Begin with the first line of the material and copy each line word for word through the line that contains "type Kind = 'info'"; the pictures are left out.

#### PROVIDED DATA ####

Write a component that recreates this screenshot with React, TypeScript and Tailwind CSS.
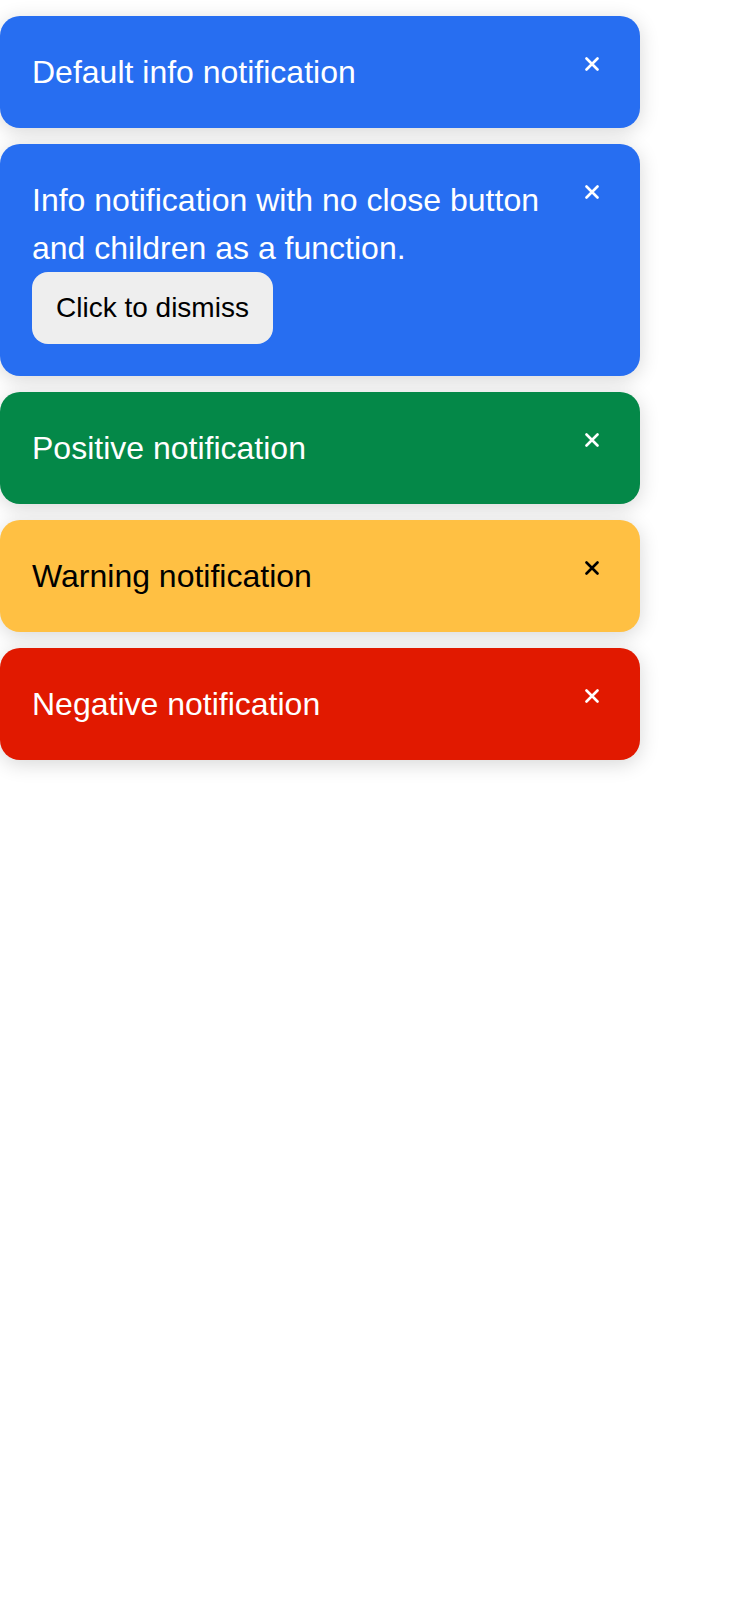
import React from 'react';

type Kind = 'info' | 'positive' | 'warning' | 'negative';

const kindStyles: Record<Kind, string> = {
  info: 'bg-[#276ef1] text-white',
  positive: 'bg-[#048848] text-white',
  warning: 'bg-[#ffc043] text-black',
  negative: 'bg-[#e11900] text-white',
};

function CloseIcon() {
  return (
    <svg width="14" height="14" viewBox="0 0 14 14" fill="none" aria-hidden="true">
      <path d="M1.5 1.5L12.5 12.5M12.5 1.5L1.5 12.5" stroke="currentColor" strokeWidth="2.6" strokeLinecap="round" />
    </svg>
  );
}

interface ToastProps {
  kind: Kind;
  children: React.ReactNode;
}

function Toast({ kind, children }: ToastProps) {
  return (
    <div
      className={`flex w-[640px] items-start rounded-[20px] p-8 shadow-[0_4px_20px_rgba(0,0,0,0.16)] ${kindStyles[kind]}`}
    >
      <div className="flex-1 text-[32px] leading-[48px]">{children}</div>
      <button className="ml-4 mr-[9px] mt-[9px] flex h-[14px] w-[14px] items-center justify-center">
        <CloseIcon />
      </button>
    </div>
  );
}

export default function App() {
  return (
    <div
      className="flex min-h-[1600px] flex-col items-start gap-4 bg-white pt-4"
      style={{ fontFamily: '"Liberation Sans", Arial, sans-serif' }}
    >
      <Toast kind="info">Default info notification</Toast>
      <Toast kind="info">
        <div>Info notification with no close button and children as a function.</div>
        <button className="rounded-[16px] bg-[#eeeeee] px-6 py-5 text-[28px] leading-8 text-black">
          Click to dismiss
        </button>
      </Toast>
      <Toast kind="positive">Positive notification</Toast>
      <Toast kind="warning">Warning notification</Toast>
      <Toast kind="negative">Negative notification</Toast>
    </div>
  );
}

####

RESPONSE TO THE EXERCISE:
Write a component that recreates this screenshot with React, TypeScript and Tailwind CSS.
import React from 'react';

type Kind = 'info' | 'positive' | 'warning' | 'negative';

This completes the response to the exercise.